The state is one piece of a much larger ecosystem, trying to address a phenomenon of pollution occurring globally. Some corporations, like the Hunt Valley-headquartered McCormick & Company, which sells spices worldwide, set goals for packaging products in plastics that can be recycled.    

The dome of the Maryland State House in Annapolis pictured on the first day of the legislative session, Jan. 11, 2023.

A United Nations committee met in Paris in late May to try to hammer out an agreement on plastic pollution. Mankind produces more than 430 million tons of plastic annually, the majority of which are short-lived products that become waste, filling the ocean and contaminating the food chain, according to a U.N. Environment Program report released earlier this year. Plastic waste produced globally is set to almost triple by 2060 if the current rates are not altered, the Organization for Economic Cooperation and Development said in the report.

While Prince George’s County is an ocean away from Paris, this year’s legislation was a step towards better understanding recycling and waste in Maryland, and it did not come easily, either.

“Part of the process of this bill is for us to assess where we are,” said Augustine, referring to the needs assessment outlined by the law, which is set to be prepared by the state’s office of recycling and delivered to the governor and General Assembly on or before July 30, 2024.

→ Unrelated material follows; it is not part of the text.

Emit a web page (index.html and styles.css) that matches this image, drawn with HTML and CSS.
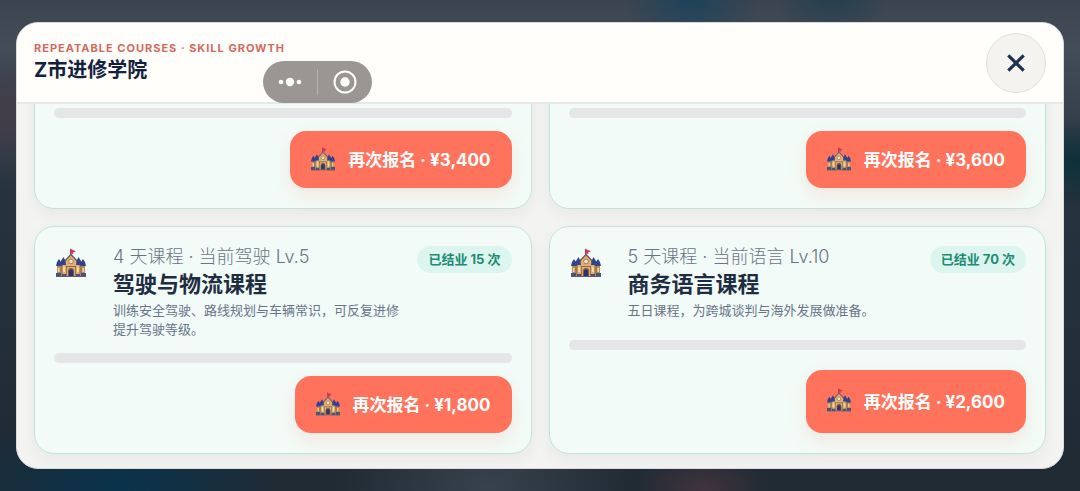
FILE: index.html
```
<!DOCTYPE html>
<html lang="zh-CN">
<head>
    <meta charset="UTF-8">
    <meta name="viewport" content="width=device-width, initial-scale=1.0">
    <title>Z市进修学院</title>
    <link rel="stylesheet" href="styles.css">
</head>
<body>
    <svg class="sprite" aria-hidden="true">
        <symbol id="castle" viewBox="0 0 30 30">
            <path d="M14.500 1v8" stroke="#59436b" stroke-width="1"/>
            <path d="M14 .5l6 3-3 1 .5 1.500-3.500-.5z" fill="#c8385c"/>
            <path d="M1 16h28v12H1z" fill="#b98d60"/>
            <path d="M7 15l8-9 8 9v13H7z" fill="#dfb077"/>
            <path d="M6.500 15.500L15 6.500l8.500 9" fill="none" stroke="#6e5a63" stroke-width="1.400"/>
            <path d="M0 18l1-4 2-3 2 3 1 4zM24 18l1-4 2-3 2 3 1 4zM4 17l1-4 2.500-4 2 4 .5 4zM20 17l.5-4 2-4 2.500 4 1 4z" fill="#33428a"/>
            <circle cx="15" cy="13.500" r="2.300" fill="#fbe6b4" stroke="#94664c" stroke-width=".8"/>
            <path d="M10 18.500h10" stroke="#94664c"/>
            <path d="M12 28v-5a3 3 0 0 1 6 0v5z" fill="#7d5440"/>
            <path d="M13 28v-4.500a2 2 0 0 1 4 0V28z" fill="#27366f"/>
            <path d="M7 19h2v5H7zM21 19h2v5h-2zM2 20h1.500v4H2zM26.500 20H28v4h-1.500z" fill="#ffd98a"/>
            <path d="M5 18v9M10.500 18v9M19.500 18v9M25 18v9" stroke="#80604f" stroke-width=".8"/>
            <path d="M0 25h5v4H0zM6 26h4.500v3H6zM19.500 26H24v3h-4.500zM25 25h5v4h-5z" fill="#455579"/>
            <path d="M0 28.500h30" stroke="#66586a"/>
        </symbol>
    </svg>

    <div class="overlay">
        <section class="modal">
            <header class="modal-header">
                <div>
                    <p class="eyebrow">REPEATABLE COURSES · SKILL GROWTH</p>
                    <h1>Z市进修学院</h1>
                </div>
                <button type="button" class="close" aria-label="关闭">
                    <svg viewBox="0 0 20 20"><path d="M3 3l14 14M17 3L3 17"/></svg>
                </button>
            </header>

            <div class="course-list">
                <article class="course course-partial">
                    <div class="bar"></div>
                    <button type="button" class="enroll"><svg><use href="#castle"/></svg>再次报名 · ¥3,400</button>
                </article>
                <article class="course course-partial">
                    <div class="bar"></div>
                    <button type="button" class="enroll"><svg><use href="#castle"/></svg>再次报名 · ¥3,600</button>
                </article>
                <article class="course">
                    <div class="course-head">
                        <svg class="course-icon"><use href="#castle"/></svg>
                        <div class="course-text">
                            <p class="meta">4 天课程 · 当前驾驶 Lv.5</p>
                            <h2>驾驶与物流课程</h2>
                            <p class="desc">训练安全驾驶、路线规划与车辆常识，可反复进修提升驾驶等级。</p>
                        </div>
                        <span class="badge">已结业 15 次</span>
                    </div>
                    <div class="bar"></div>
                    <button type="button" class="enroll"><svg><use href="#castle"/></svg>再次报名 · ¥1,800</button>
                </article>
                <article class="course">
                    <div class="course-head">
                        <svg class="course-icon"><use href="#castle"/></svg>
                        <div class="course-text">
                            <p class="meta">5 天课程 · 当前语言 Lv.10</p>
                            <h2>商务语言课程</h2>
                            <p class="desc">五日课程，为跨城谈判与海外发展做准备。</p>
                        </div>
                        <span class="badge">已结业 70 次</span>
                    </div>
                    <div class="bar"></div>
                    <button type="button" class="enroll"><svg><use href="#castle"/></svg>再次报名 · ¥2,600</button>
                </article>
            </div>
        </section>
    </div>

    <div class="capsule">
        <button type="button" aria-label="更多">
            <svg viewBox="0 0 24 24"><circle cx="3" cy="12" r="2.300"/><circle cx="12" cy="12" r="4.200"/><circle cx="21" cy="12" r="2.300"/></svg>
        </button>
        <button type="button" aria-label="退出">
            <svg viewBox="0 0 24 24"><circle class="ring" cx="12" cy="12" r="10.500"/><circle cx="12" cy="12" r="4.700"/></svg>
        </button>
    </div>
</body>
</html>
```

FILE: styles.css
```
* {
    box-sizing: border-box;
}
body {
    margin: 0;
    font-family: Inter, "Noto Sans CJK SC", sans-serif;
    color: #1e2d42;
    background:
        radial-gradient(ellipse at 11% 100%, #08334d 0, transparent 12%),
        radial-gradient(ellipse at 65% 100%, #41333f 0, transparent 7%),
        radial-gradient(ellipse at 100% 33%, #0c3038 0, transparent 10%),
        radial-gradient(ellipse at 0 23%, #423d49 0, transparent 12%),
        radial-gradient(ellipse at 64% 0, #1e435b 0, transparent 7%),
        radial-gradient(ellipse at 77% 0, #24404f 0, transparent 5%),
        radial-gradient(ellipse at 45% 100%, #38424e 0, transparent 18%),
        linear-gradient(#3c444f, #434d58 10%, #26323d 40%, #1f2a33);
}
h1, h2, p {
    margin: 0;
}
button {
    font: inherit;
    border: 0;
    cursor: pointer;
}
.sprite {
    position: absolute;
    width: 0;
    height: 0;
}
.overlay {
    display: flex;
    height: 100vh;
    padding: 22px 16px;
}
.modal {
    flex: 1;
    display: flex;
    flex-direction: column;
    overflow: hidden;
    border: 1px solid #d9dadb;
    border-radius: 22px;
    background: #f3f3f2;
}
.modal-header {
    display: flex;
    justify-content: space-between;
    align-items: center;
    padding: 10px 17px 9px;
    background: #fffefa;
    border-bottom: 2px solid #e8e8e6;
}
.eyebrow {
    font-size: 11px;
    line-height: 14px;
    font-weight: 700;
    letter-spacing: 1px;
    color: #d4685d;
}
h1 {
    font-size: 20px;
    line-height: 30px;
    color: #14213d;
}
.close {
    display: flex;
    align-items: center;
    justify-content: center;
    width: 60px;
    height: 60px;
    border: 1px solid #dededb;
    border-radius: 50%;
    background: #f4f3f0;
}
.close svg {
    width: 22px;
    height: 22px;
    fill: none;
    stroke: #1f3050;
    stroke-width: 3;
}

/* courses */
.course-list {
    flex: 1;
    min-height: 0;
    overflow: hidden;
    display: grid;
    grid-template-columns: 1fr 1fr;
    align-content: end;
    gap: 17px;
    padding: 0 17px 14px;
}
.course {
    display: grid;
    gap: 13px;
    min-width: 0;
    padding: 19px 19px 20px;
    border: 1px solid #c1e4d8;
    border-radius: 20px;
    background: #f2fbf7;
    box-shadow: 0 6px 16px rgba(30, 45, 66, 0.05);
}
.course-partial {
    height: 160px;
    align-content: end;
}
.course-head {
    display: grid;
    grid-template-columns: 47px 1fr auto;
    align-items: start;
    column-gap: 12px;
}
.course-icon {
    width: 30px;
    height: 30px;
    margin: 2px;
}
.meta {
    font-size: 18px;
    line-height: 22px;
    font-weight: 300;
    color: #687487;
}
h2 {
    font-size: 22px;
    line-height: 32px;
}
.desc {
    margin: 1px 0;
    font-size: 13px;
    line-height: 19px;
    color: #697488;
}
.badge {
    padding: 0 11px;
    border-radius: 14px;
    font-size: 13px;
    line-height: 27px;
    font-weight: 700;
    color: #218b75;
    background: #dcf5ee;
}
.bar {
    height: 10px;
    border-radius: 5px;
    background: #e4e6e7;
}
.enroll {
    justify-self: end;
    display: flex;
    align-items: center;
    gap: 13px;
    min-height: 57px;
    padding: 0 21px 2px;
    border-radius: 16px;
    font-size: 17px;
    font-weight: 700;
    color: #fff;
    background: #ff735c;
    box-shadow: 0 8px 18px rgba(255, 115, 92, 0.14);
}
.enroll svg {
    width: 24px;
    height: 24px;
}

/* floating capsule */
.capsule {
    position: absolute;
    top: 61px;
    left: 263px;
    display: flex;
    width: 109px;
    height: 42px;
    padding: 8px 0;
    border-radius: 21px;
    background: #999693;
}
.capsule button {
    flex: 1;
    display: flex;
    align-items: center;
    justify-content: center;
    padding: 0;
    background: none;
}
.capsule button + button {
    border-left: 1px solid #b5b3b0;
}
.capsule svg {
    width: 24px;
    height: 24px;
    fill: #fff;
}
.capsule .ring {
    fill: none;
    stroke: #fff;
    stroke-width: 2;
}
```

The original 39-page legislation was slimmed down in the way that bill backers would like to cut out plastic packaging — most of it was no longer there. Over 20 full pages were trimmed entirely.

Still, however shortened, the bill passed, something that has not occurred in previous attempts.

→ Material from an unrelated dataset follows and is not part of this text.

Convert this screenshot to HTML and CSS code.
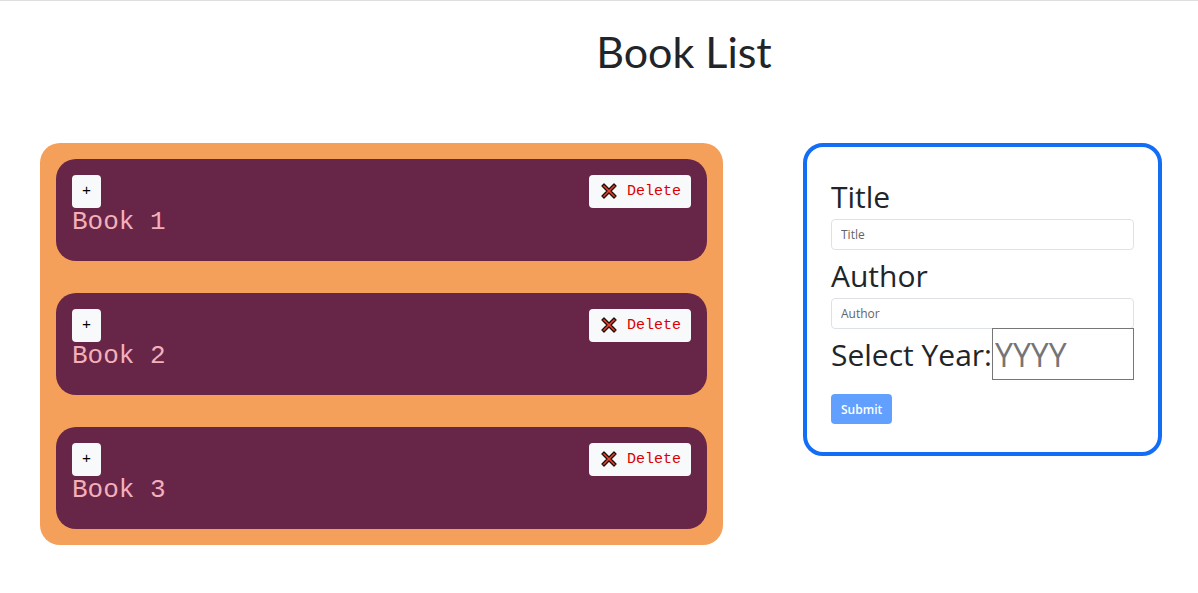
FILE: index.html
```html
<!DOCTYPE html>
<html lang="en">
<head>
<meta charset="utf-8">
<meta name="viewport" content="width=device-width, initial-scale=1">
<title>Book List</title>
<link rel="stylesheet" href="styles.css">
</head>
<body>
<header class="page-header">
  <h1 class="page-title">Book List</h1>
</header>
<main class="layout">
  <ul class="book-list">
    <li class="book">
      <div class="book-actions">
        <button class="btn btn-toggle" type="button">+</button>
        <button class="btn btn-delete" type="button"><svg class="cross" viewBox="0 0 16 18" aria-hidden="true"><path d="M3 1 8 6 13 1 15 3 10 8 15 13 13 15 8 10 3 15 1 13 6 8 1 3Z"/></svg>Delete</button>
      </div>
      <h2 class="book-name">Book 1</h2>
    </li>
    <li class="book">
      <div class="book-actions">
        <button class="btn btn-toggle" type="button">+</button>
        <button class="btn btn-delete" type="button"><svg class="cross" viewBox="0 0 16 18" aria-hidden="true"><path d="M3 1 8 6 13 1 15 3 10 8 15 13 13 15 8 10 3 15 1 13 6 8 1 3Z"/></svg>Delete</button>
      </div>
      <h2 class="book-name">Book 2</h2>
    </li>
    <li class="book">
      <div class="book-actions">
        <button class="btn btn-toggle" type="button">+</button>
        <button class="btn btn-delete" type="button"><svg class="cross" viewBox="0 0 16 18" aria-hidden="true"><path d="M3 1 8 6 13 1 15 3 10 8 15 13 13 15 8 10 3 15 1 13 6 8 1 3Z"/></svg>Delete</button>
      </div>
      <h2 class="book-name">Book 3</h2>
    </li>
  </ul>
  <form class="book-form">
    <label class="form-label" for="title">Title</label>
    <input class="form-input" id="title" type="text" placeholder="Title">
    <label class="form-label" for="author">Author</label>
    <input class="form-input" id="author" type="text" placeholder="Author">
    <div class="year-row">
      <label class="year-label" for="year">Select Year:</label>
      <input class="year-input" id="year" type="text" placeholder="YYYY">
    </div>
    <button class="submit" type="submit" disabled>Submit</button>
  </form>
</main>
</body>
</html>
```
FILE: styles.css
```css
* {
  box-sizing: border-box;
}

body {
  margin: 0;
  border-top: 1px solid #dedede;
  background: #fff;
  color: #212529;
  font-family: "Open Sans", "Noto Sans", sans-serif;
}

.page-header {
  padding: 24px 0 64px 170px;
  text-align: center;
}

.page-title {
  margin: 0;
  font-family: "Gill Sans", Lato, sans-serif;
  font-size: 43px;
  font-weight: 400;
  line-height: 54px;
}

.layout {
  display: grid;
  grid-template-columns: minmax(0, 683fr) minmax(0, 359fr);
  gap: 80px;
  align-items: start;
  padding: 0 36px 40px 40px;
}

.book-list {
  display: grid;
  gap: 32px;
  margin: 0;
  padding: 16px;
  border-radius: 20px;
  background: #f4a05a;
  list-style: none;
  font-family: "Liberation Mono", monospace;
}

.book {
  padding: 16px 16px 24px;
  border-radius: 20px;
  background: #672548;
}

.book-actions {
  display: flex;
  justify-content: space-between;
}

.btn {
  display: flex;
  align-items: center;
  height: 33px;
  padding: 0 10px;
  border: 0;
  border-radius: 4px;
  background: #f8f9fa;
  color: #000;
  font-family: inherit;
  font-size: 15px;
}

.btn-delete {
  gap: 10px;
  padding: 0 10px 0 12px;
  color: #dc0000;
}

.cross {
  width: 16px;
  height: 18px;
  fill: #e8432e;
  stroke: #1b0d08;
  stroke-width: 1.3;
  stroke-linejoin: round;
}

.book-name {
  margin: 0;
  color: #f4b0b8;
  font-size: 26px;
  font-weight: 400;
  line-height: 29px;
}

.book-form {
  padding: 28px 24px;
  border: 4px solid #146ef5;
  border-radius: 20px;
}

.form-label {
  display: block;
  font-size: 30px;
  line-height: 44px;
}

.form-input {
  display: block;
  width: 100%;
  height: 31px;
  margin-bottom: 4px;
  padding: 0 9px;
  border: 1px solid #dee2e6;
  border-radius: 4px;
  font-family: inherit;
  font-size: 12px;
}

.form-input::placeholder {
  color: #5f656b;
}

.year-row {
  display: flex;
  align-items: center;
  margin: -5px 0 14px;
}

.year-label {
  flex: none;
  font-size: 30px;
}

.year-input {
  flex: 1;
  min-width: 0;
  height: 52px;
  padding: 1px 2px;
  border: 1px solid #767676;
  font-family: inherit;
  font-size: 32px;
}

.year-input::placeholder {
  color: #757575;
}

.submit {
  height: 30px;
  padding: 0 10px;
  border: 0;
  border-radius: 4px;
  background: #62a0ff;
  color: #fff;
  font-family: inherit;
  font-size: 12px;
  font-weight: 600;
}
```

“In Maryland, this is the third year that we’ve seen the EPR legislation,” said Brandon Wright, spokesperson for the National Waste and Recycling Association, an organization that represents companies in the industry such as the green and yellow Waste Management and the red and white Apple Valley Waste. “This, obviously, is the year that they got it across the finish line.”

What the new law could do in Maryland

Both Wright and Augustine see the state's needs assessment as important. While extended producer responsibility is not in effect in Maryland yet, Augustine said he hopes that the advisory council will consider the original untrimmed legislation and the state will move in that direction.

David Chakola, president of Golden Bear Recycling in Frederick County, said extended producer responsibility could have significant effects on companies who package and box everyday items.

“It’s going force to these companies to be more thoughtful with the materials used, the way it’s packaged, materials that it’s packaged with,” he said. “Board rooms are picking up on, especially millennials, millennials really care” about environmental effects.

Chakola, also vice president of operations at the Maryland Paper Company in Washington County, has been around the business of recycling since he was a child.

Paper products pile up outside of the Maryland Paper Company on Elliott Parkway in Williamsport on May 31, 2023. The company was founded in 1989.

“We’ve always been stewards of the environment,” said Chakola, whose dad founded the company in 1989. The company has other facilities based in Alabama and California.

About 60,000 tons of old cardboard containers come through the Williamsport, Maryland, facility each year, and the company’s 75-member team works to convert about 90 percent of that cardboard into building material that goes on to last for decades.   

Augustine called the new law in Maryland an “innovative way for us to achieve what I think is a universal goal, which is to be better stewards of our environment.”

Chakola, who has begun to branch out into the recycling other materials besides paper with his company, Golden Bear Recycling, in the past few years, sees a shift in the two-fold meaning of the economy of green.   

Paper products pile up outside Maryland Paper Company on Elliott Parkway in Williamsport on May 31, 2023.

“Everybody wants to be green until they have to pay for it,” he said. “We’re finally getting to a conscious state that we have to start paying for it.”